▶ **To do**
Take from the listing each line that has the string "this".
══════
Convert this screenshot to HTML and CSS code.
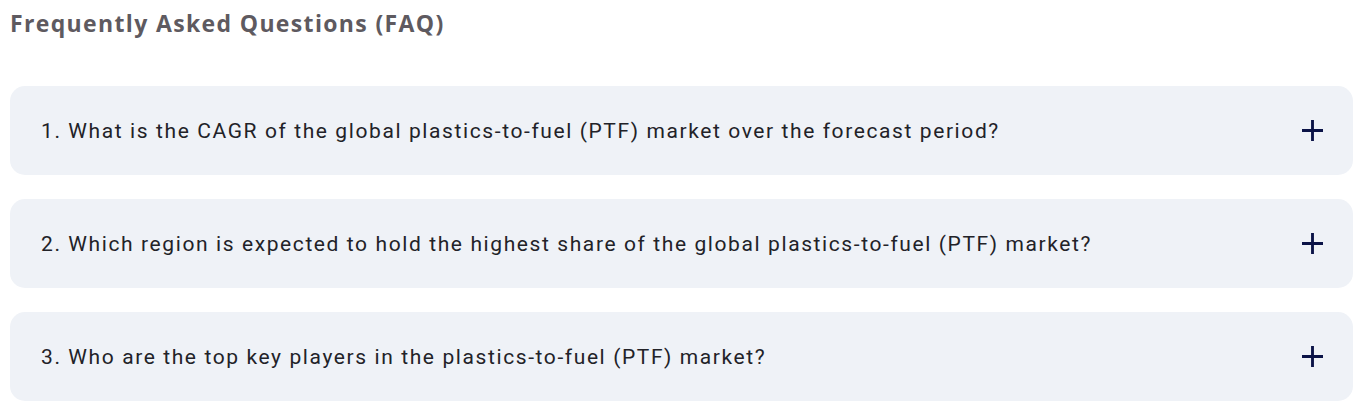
FILE: index.html
```html
<!DOCTYPE html>
<html lang="en">
<head>
<meta charset="utf-8">
<link rel="stylesheet" href="styles.css">
<title>FAQ</title>
</head>
<body>
<section class="faq">
  <h2 class="faq-title">Frequently Asked Questions (FAQ)</h2>
  <div class="faq-list">
    <div class="faq-item">
      <span class="faq-q">1. What is the CAGR of the global plastics-to-fuel (PTF) market over the forecast period?</span>
      <svg class="faq-icon" viewBox="0 0 22 22" aria-hidden="true"><path d="M11 0v22M0 11h22"/></svg>
    </div>
    <div class="faq-item">
      <span class="faq-q">2. Which region is expected to hold the highest share of the global plastics-to-fuel (PTF) market?</span>
      <svg class="faq-icon" viewBox="0 0 22 22" aria-hidden="true"><path d="M11 0v22M0 11h22"/></svg>
    </div>
    <div class="faq-item">
      <span class="faq-q">3. Who are the top key players in the plastics-to-fuel (PTF) market?</span>
      <svg class="faq-icon" viewBox="0 0 22 22" aria-hidden="true"><path d="M11 0v22M0 11h22"/></svg>
    </div>
  </div>
</section>
</body>
</html>
```
FILE: styles.css
```css
html, body {
  margin: 0;
  padding: 0;
  background: #ffffff;
}
.faq {
  padding: 7px 13px 0 10px;
}
.faq-title {
  margin: 0;
  font-family: "Open Sans", sans-serif;
  font-weight: 700;
  font-size: 23px;
  line-height: 32px;
  letter-spacing: 1.35px;
  color: #5e5a60;
}
.faq-list {
  margin-top: 47px;
  display: flex;
  flex-direction: column;
  gap: 24px;
}
.faq-item {
  display: flex;
  align-items: center;
  justify-content: space-between;
  height: 89px;
  padding: 0 30px 0 31px;
  background: #eff2f7;
  border-radius: 15px;
  box-sizing: border-box;
}
.faq-q {
  font-family: Roboto, sans-serif;
  font-size: 21px;
  letter-spacing: 1.6px;
  color: #222228;
}
.faq-icon {
  width: 21px;
  height: 21px;
  flex: none;
  stroke: #0b1347;
  stroke-width: 3;
  fill: none;
}
```
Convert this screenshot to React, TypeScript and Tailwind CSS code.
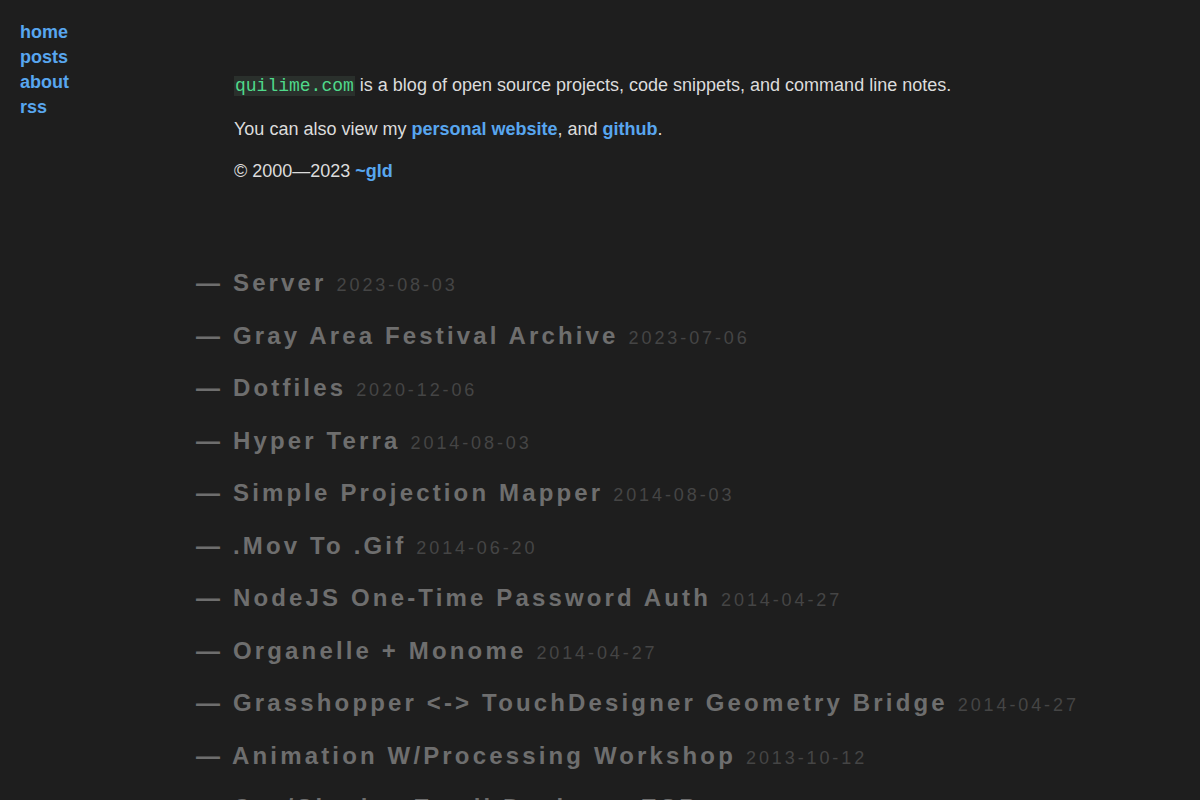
const posts = [
  { title: "Server", date: "2023-08-03" },
  { title: "Gray Area Festival Archive", date: "2023-07-06" },
  { title: "Dotfiles", date: "2020-12-06" },
  { title: "Hyper Terra", date: "2014-08-03" },
  { title: "Simple Projection Mapper", date: "2014-08-03" },
  { title: ".Mov To .Gif", date: "2014-06-20" },
  { title: "NodeJS One-Time Password Auth", date: "2014-04-27" },
  { title: "Organelle + Monome", date: "2014-04-27" },
  { title: "Grasshopper <-> TouchDesigner Geometry Bridge", date: "2014-04-27" },
  { title: "Animation W/Processing Workshop", date: "2013-10-12" },
  { title: "Css/Singles Email Designer ESP", date: "2013-09-18" },
];

export default function App() {
  return (
    <div className="min-h-screen bg-[#1e1e1e] font-['Liberation_Sans',Arial,sans-serif] flex">
      {/* Nav */}
      <nav className="w-[196px] shrink-0 pl-5 pt-5 flex flex-col text-[18px] leading-[25px] font-bold text-[#58a6ef]">
        <a href="#">home</a>
        <a href="#">posts</a>
        <a href="#">about</a>
        <a href="#">rss</a>
      </nav>

      <main className="flex-1">
        {/* Intro */}
        <div className="pl-[38px] pt-[72px] text-[18px] leading-[27px] text-[#dcdcdc] flex flex-col gap-[15.5px]">
          <p>
            <code className="font-['Liberation_Mono',monospace] text-[#4fd98a] bg-[#2a302c] px-px">quilime.com</code>{" "}
            is a blog of open source projects, code snippets, and command line notes.
          </p>
          <p>
            You can also view my <a href="#" className="font-bold text-[#58a6ef]">personal website</a>, and{" "}
            <a href="#" className="font-bold text-[#58a6ef]">github</a>.
          </p>
          <p>
            © 2000—2023 <a href="#" className="font-bold text-[#58a6ef]">~gld</a>
          </p>
        </div>

        {/* Posts */}
        <ul className="mt-[80px] flex flex-col gap-[16.5px]">
          {posts.map((p) => (
            <li key={p.title} className="flex items-baseline whitespace-nowrap">
              <a href="#" className="text-[24px] leading-[36px] font-bold tracking-[3.15px] text-[#6e6e6e]">
                — {p.title}
              </a>
              <span className="ml-[10px] text-[18px] leading-[27px] tracking-[2.9px] text-[#454545]">{p.date}</span>
            </li>
          ))}
        </ul>
      </main>
    </div>
  );
}
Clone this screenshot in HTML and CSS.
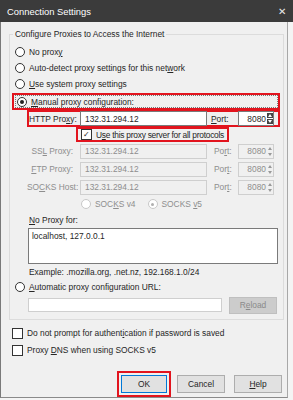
FILE: index.html
```html
<!DOCTYPE html>
<html lang="en">
<head>
<meta charset="UTF-8">
<title>Connection Settings</title>
<link rel="stylesheet" href="styles.css">
</head>
<body>
<div class="titlebar">
  <span class="title">Connection Settings</span>
  <span class="close">&#x2715;</span>
</div>
<div class="dialog">
  <fieldset class="group">
    <legend>Configure Proxies to Access the Internet</legend>
    <div class="row"><span class="radio"></span><span>No prox<u>y</u></span></div>
    <div class="row"><span class="radio"></span><span>Auto-detect proxy settings for this net<u>w</u>ork</span></div>
    <div class="row"><span class="radio"></span><span><u>U</u>se system proxy settings</span></div>
    <div class="row mark mark-manual"><span class="focus"><span class="radio on"></span><span><u>M</u>anual proxy configuration:</span></span></div>

    <div class="proxy-row mark mark-http">
      <span class="label">HTTP Pro<u>x</u>y:</span>
      <span class="input">132.31.294.12</span>
      <span class="port-label"><u>P</u>ort:</span>
      <span class="port">8080</span>
      <span class="spin"><i class="up"></i><i class="down"></i></span>
    </div>
    <div class="all-row"><span class="mark mark-all"><span class="check on">&#x2713;</span><span>U<u>s</u>e this proxy server for all protocols</span></span></div>

    <div class="proxy-row off">
      <span class="label">SS<u>L</u> Proxy:</span>
      <span class="input">132.31.294.12</span>
      <span class="port-label">Po<u>r</u>t:</span>
      <span class="port">8080</span>
      <span class="spin"><i class="up"></i><i class="down"></i></span>
    </div>
    <div class="proxy-row off">
      <span class="label"><u>F</u>TP Proxy:</span>
      <span class="input">132.31.294.12</span>
      <span class="port-label">Por<u>t</u>:</span>
      <span class="port">8080</span>
      <span class="spin"><i class="up"></i><i class="down"></i></span>
    </div>
    <div class="proxy-row off">
      <span class="label">SO<u>C</u>KS Host:</span>
      <span class="input">132.31.294.12</span>
      <span class="port-label">Por<u>t</u>:</span>
      <span class="port">8080</span>
      <span class="spin"><i class="up"></i><i class="down"></i></span>
    </div>
    <div class="socks-row off">
      <span class="radio"></span><span>SOC<u>K</u>S v4</span>
      <span class="radio on gap"></span><span>SOCKS <u>v</u>5</span>
    </div>

    <div class="sub-label"><u>N</u>o Proxy for:</div>
    <div class="textarea">localhost, 127.0.0.1</div>
    <div class="sub-label">Example: .mozilla.org, .net.nz, 192.168.1.0/24</div>

    <div class="row"><span class="radio"></span><span><u>A</u>utomatic proxy configuration URL:</span></div>
    <div class="url-row">
      <span class="input url"></span>
      <span class="button disabled">R<u>e</u>load</span>
    </div>
  </fieldset>

  <div class="row check-row"><span class="check"></span><span>Do not prompt for authent<u>i</u>cation if password is saved</span></div>
  <div class="row check-row"><span class="check"></span><span>Proxy <u>D</u>NS when using SOCKS v5</span></div>

  <div class="buttons">
    <span class="mark mark-ok"><span class="button default">OK</span></span>
    <span class="button">Cancel</span>
    <span class="button"><u>H</u>elp</span>
  </div>
</div>
</body>
</html>
```

FILE: styles.css
```css
body {
  margin: 0;
  background-color: #f4f4f4;
  font-family: "Liberation Sans", Arial, sans-serif;
  font-size: 8.4px;
  color: #262626;
  white-space: nowrap;
}
u {
  text-decoration-thickness: 1px;
  text-underline-offset: 1px;
}
.titlebar {
  height: 22px;
  background-color: #3b3b3b;
  color: #fff;
  display: flex;
  align-items: center;
  justify-content: space-between;
  padding: 0 7px 0 7px;
  font-size: 9.4px;
}
.close {
  font-size: 10px;
  color: #e8e8e8;
}
.dialog {
  width: 288px;
  height: 376px;
  box-sizing: border-box;
  background-color: #f0f0f0;
  border-left: 1px solid #7a7a7a;
  border-right: 1px solid #a8a8a8;
  border-bottom: 1px solid #8a8a8a;
  padding: 7px 4px 0 8px;
}
.group {
  margin: 0;
  width: 275px;
  box-sizing: border-box;
  border: 1px solid #dcdcdc;
  padding: 5px 2px 5px 2px;
}
.group legend {
  padding: 0 2px;
  margin-left: 1px;
}
.row {
  height: 16px;
  display: flex;
  align-items: center;
  padding-left: 3px;
}
.radio {
  width: 8px;
  height: 8px;
  border: 1px solid #333;
  border-radius: 50%;
  background-color: #fff;
  margin-right: 4px;
  flex-shrink: 0;
  display: inline-flex;
  align-items: center;
  justify-content: center;
}
.radio.on::after {
  content: "";
  width: 4px;
  height: 4px;
  border-radius: 50%;
  background-color: #222;
}
.check {
  width: 9px;
  height: 9px;
  border: 1px solid #333;
  background-color: #fff;
  margin-right: 4px;
  flex-shrink: 0;
  display: inline-flex;
  align-items: center;
  justify-content: center;
  font-size: 8px;
  line-height: 1;
}
.mark {
  border: 2px solid #e2141e;
  box-sizing: border-box;
}
.mark-manual {
  height: 17px;
  margin-top: 1px;
  padding-left: 1px;
  margin-right: 1px;
}
.focus {
  display: flex;
  align-items: center;
  flex: 1;
  height: 11px;
  border: 1px dotted #777;
  padding-left: 1px;
}
.proxy-row {
  display: flex;
  align-items: center;
  height: 18px;
  margin-left: 15px;
  margin-right: 1px;
  padding-right: 1px;
}
.mark-http {
  height: 17px;
}
.label {
  width: 46px;
  text-align: right;
  margin-right: 7px;
}
.mark-http .label {
  width: 44px;
}
.input {
  width: 127px;
  height: 15px;
  box-sizing: border-box;
  border: 1px solid #7a7a7a;
  background-color: #fff;
  padding-left: 4px;
  display: flex;
  align-items: center;
}
.port-label {
  width: 27px;
  margin-left: 4px;
}
.off .port-label {
  width: 24px;
  margin-left: 7px;
}
.port {
  width: 29px;
  height: 15px;
  box-sizing: border-box;
  border: 1px solid #7a7a7a;
  border-right: 0;
  background-color: #fff;
  display: flex;
  align-items: center;
  justify-content: flex-end;
  padding-right: 1px;
}
.spin {
  width: 7px;
  height: 15px;
  display: flex;
  flex-direction: column;
  justify-content: center;
  gap: 1px;
  border: 1px solid #7a7a7a;
  border-left: 0;
  background-color: #fff;
  box-sizing: border-box;
}
.spin i {
  display: block;
  height: 5px;
  background-color: #444;
  position: relative;
}
.spin i::after {
  content: "";
  position: absolute;
  left: 1px;
  border-left: 2px solid transparent;
  border-right: 2px solid transparent;
}
.spin .up::after {
  top: 1px;
  border-bottom: 3px solid #fff;
}
.spin .down::after {
  top: 1px;
  border-top: 3px solid #fff;
}
.off {
  color: #8e8e8e;
}
.off .input,
.off .port,
.off .spin {
  background-color: #f0f0f0;
  border-color: #cfcfcf;
}
.off .spin i {
  background-color: transparent;
}
.off .spin .up::after {
  border-bottom-color: #999;
}
.off .spin .down::after {
  border-top-color: #999;
}
.all-row {
  display: flex;
  padding-left: 64px;
  height: 15px;
  align-items: center;
}
.mark-all {
  display: flex;
  align-items: center;
  height: 15px;
  padding: 0 3px 0 3px;
  letter-spacing: -0.25px;
}
.socks-row {
  display: flex;
  align-items: center;
  height: 16px;
  padding-left: 69px;
}
.socks-row .radio {
  border-color: #c8c8c8;
}
.socks-row .radio.on::after {
  background-color: #b0b0b0;
  width: 3px;
  height: 3px;
}
.socks-row .gap {
  margin-left: 12px;
}
.sub-label {
  height: 15px;
  display: flex;
  align-items: center;
  padding-left: 17px;
}
.textarea {
  margin: 1px 0 0 16px;
  width: 250px;
  height: 36px;
  box-sizing: border-box;
  border: 1px solid #7a7a7a;
  background-color: #fff;
  padding: 2px 3px;
}
.url-row {
  display: flex;
  align-items: center;
  gap: 7px;
  margin: 1px 0 0 16px;
  height: 18px;
}
.input.url {
  width: 194px;
  height: 14px;
  border-color: #cfcfcf;
}
.button {
  display: inline-flex;
  align-items: center;
  justify-content: center;
  width: 48px;
  height: 18px;
  box-sizing: border-box;
  border: 1px solid #adadad;
  background-color: #e1e1e1;
}
.button.disabled {
  background-color: #cccccc;
  border-color: #bfbfbf;
  color: #8a8a8a;
  height: 17px;
}
.check-row {
  padding-left: 3px;
}
.check-row:first-of-type {
  margin-top: 5px;
}
.dialog > .check-row + .check-row {
  margin-top: 1px;
}
.buttons {
  display: flex;
  justify-content: flex-end;
  align-items: center;
  gap: 9px;
  margin-top: 13px;
  padding-right: 1px;
}
.mark-ok {
  display: flex;
  padding: 2px;
  margin-right: -3px;
}
.button.default {
  border: 1px solid #0078d7;
  width: 46px;
}
```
══════
▶ **Solution below**
Convert this screenshot to HTML and CSS code.
Convert this screenshot to React, TypeScript and Tailwind CSS code.
Clone this screenshot in HTML and CSS.
    <div class="row"><span class="radio"></span><span>Auto-detect proxy settings for this net<u>w</u>ork</span></div>
    <div class="all-row"><span class="mark mark-all"><span class="check on">&#x2713;</span><span>U<u>s</u>e this proxy server for all protocols</span></span></div>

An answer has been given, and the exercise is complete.